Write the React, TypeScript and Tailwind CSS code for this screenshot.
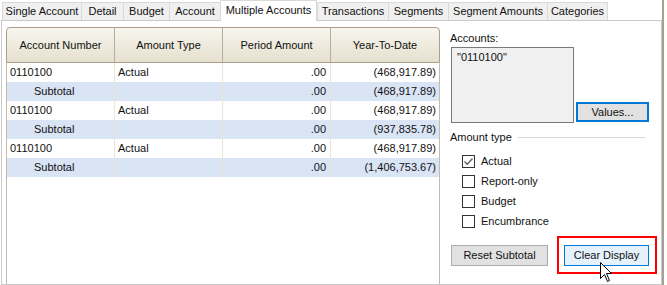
import React from 'react';

const TABS = [
  { label: 'Single Account', w: 'w-[79px]' },
  { label: 'Detail', w: 'w-[42px]' },
  { label: 'Budget', w: 'w-[46px]' },
  { label: 'Account', w: 'w-[51px]' },
  { label: 'Multiple Accounts', w: 'w-[97px]', active: true },
  { label: 'Transactions', w: 'w-[71px]' },
  { label: 'Segments', w: 'w-[60px]' },
  { label: 'Segment Amounts', w: 'w-[99px]' },
  { label: 'Categories', w: 'w-[61px]', last: true },
];

type Row = { account: string; type: string; period: string; ytd: string; subtotal?: boolean };

const ROWS: Row[] = [
  { account: '0110100', type: 'Actual', period: '.00', ytd: '(468,917.89)' },
  { account: 'Subtotal', type: '', period: '.00', ytd: '(468,917.89)', subtotal: true },
  { account: '0110100', type: 'Actual', period: '.00', ytd: '(468,917.89)' },
  { account: 'Subtotal', type: '', period: '.00', ytd: '(937,835.78)', subtotal: true },
  { account: '0110100', type: 'Actual', period: '.00', ytd: '(468,917.89)' },
  { account: 'Subtotal', type: '', period: '.00', ytd: '(1,406,753.67)', subtotal: true },
];

const AMOUNT_TYPES = [
  { label: 'Actual', checked: true },
  { label: 'Report-only', checked: false },
  { label: 'Budget', checked: false },
  { label: 'Encumbrance', checked: false },
];

function Checkbox({ checked }: { checked: boolean }) {
  return (
    <div className="w-[13px] h-[13px] border border-[#333333] bg-white flex items-center justify-center">
      {checked && (
        <svg width="11" height="11" viewBox="0 0 11 11">
          <path d="M1.5 5.5 L4.2 8.2 L9.5 2.5" fill="none" stroke="#5c5c5c" strokeWidth="1.3" />
        </svg>
      )}
    </div>
  );
}

function Cursor() {
  return (
    <svg className="absolute left-[600px] top-[262px]" width="13" height="21" viewBox="0 0 13 21">
      <path
        d="M0.5 0.5 L0.5 16.5 L4.5 12.5 L7.5 19.5 L9.5 18.5 L6.5 11.5 L11.5 11.5 Z"
        fill="#ffffff"
        stroke="#000000"
        strokeWidth="1"
        strokeLinejoin="miter"
      />
    </svg>
  );
}

export default function App() {
  return (
    <div className="relative w-[667px] h-[285px] bg-white overflow-hidden flex font-['Liberation_Sans',Arial,sans-serif] text-[11px] text-[#111111]">
      <div className="w-[662px] flex flex-col">
        {/* Tab strip */}
        <div className="h-[20px] flex items-end pl-[2px]">
          {TABS.map((t) =>
            t.active ? (
              <div
                key={t.label}
                className={`${t.w} h-[21px] -mb-[1px] relative z-10 bg-white border-l border-t border-r border-[#d9d9d9] flex items-start justify-center pt-[3px] leading-[13px] whitespace-nowrap`}
              >
                {t.label}
              </div>
            ) : (
              <div
                key={t.label}
                className={`${t.w} h-[18px] bg-[#f0f0f0] border-l border-t border-[#d9d9d9] ${t.last ? 'border-r' : ''} flex items-center justify-center leading-[13px] whitespace-nowrap`}
              >
                {t.label}
              </div>
            )
          )}
        </div>

        {/* Panel */}
        <div className="ml-[1px] w-[661px] h-[265px] border border-[#c9c9c9] bg-white flex">
          {/* Grid */}
          <div className="ml-[4px] mt-[6px] w-[434px] flex flex-col">
            <div className="h-[36px] flex border border-[#ab9f8a] rounded-t-[4px] bg-gradient-to-b from-[#f7f5ee] to-[#e6e0ce]">
              {['Account Number', 'Amount Type', 'Period Amount'].map((h) => (
                <div key={h} className="w-[108px] border-r border-[#b8ad98] flex items-center justify-center">
                  {h}
                </div>
              ))}
              <div className="flex-1 flex items-center justify-center">Year-To-Date</div>
            </div>
            <div className="flex-1 border-l border-r border-[#c6bba8] flex flex-col">
              {ROWS.map((r, i) => (
                <div key={i} className={`h-[19px] flex items-center ${r.subtotal ? 'bg-[#d9e4f5]' : 'bg-white'}`}>
                  <div className={`w-[108px] h-full border-r border-[#ece5d5] flex items-center ${r.subtotal ? 'pl-[27px]' : 'pl-[3px]'}`}>
                    {r.account}
                  </div>
                  <div className="w-[108px] h-full border-r border-[#ece5d5] flex items-center pl-[3px]">{r.type}</div>
                  <div className="w-[108px] h-full border-r border-[#ece5d5] flex items-center justify-end pr-[4px]">{r.period}</div>
                  <div className="flex-1 h-full flex items-center justify-end pr-[3px]">{r.ytd}</div>
                </div>
              ))}
              <div className="flex-1 flex">
                <div className="w-[108px] border-r border-[#ffffff]" />
              </div>
            </div>
          </div>

          {/* Right panel */}
          <div className="flex-1 flex flex-col pl-[10px] pt-[11px]">
            <div className="leading-[13px]">Accounts:</div>
            <div className="mt-[2px] flex items-end">
              <div className="ml-[1px] w-[123px] h-[76px] border border-[#7a7a7a] bg-[#f0f0f0] pl-[5px] pt-[3px] leading-[13px]">
                "0110100"
              </div>
              <div className="ml-[2px] mb-[1px] w-[73px] h-[20px] border-2 border-[#0078d7] bg-[#e1e1e1] flex items-center justify-center leading-[13px]">
                Values...
              </div>
            </div>

            <div className="mt-[8px] flex items-center h-[13px]">
              <span className="leading-[13px]">Amount type</span>
              <div className="flex-1 ml-[6px] mr-[16px] h-px bg-[#d6d6d6]" />
            </div>

            <div className="mt-[7px] flex flex-col">
              {AMOUNT_TYPES.map((a) => (
                <div key={a.label} className="h-[20px] flex items-center pl-[12px]">
                  <Checkbox checked={a.checked} />
                  <span className="ml-[6px] leading-[13px]">{a.label}</span>
                </div>
              ))}
            </div>

            <div className="mt-[5px] flex items-center">
              <div className="ml-[1px] w-[97px] h-[21px] border border-[#adadad] bg-[#e1e1e1] flex items-center justify-center leading-[13px]">
                Reset Subtotal
              </div>
              <div className="ml-[9px] w-[100px] h-[38px] border-2 border-[#ff0000] flex items-center pl-[5px]">
                <div className="w-[85px] h-[21px] border border-[#0078d7] bg-[#e5f1fb] flex items-center justify-center leading-[13px]">
                  Clear Display
                </div>
              </div>
            </div>
          </div>
        </div>
      </div>
      <div className="w-[2px] h-full bg-[#a79f94]" />
      <Cursor />
    </div>
  );
}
_ _ _ _
### [SHORT TASK]
Skip every picture and return the lines above from the top through the one that contains "import React from 'react';".

### [COMPLETE OUTPUT]
Write the React, TypeScript and Tailwind CSS code for this screenshot.
import React from 'react';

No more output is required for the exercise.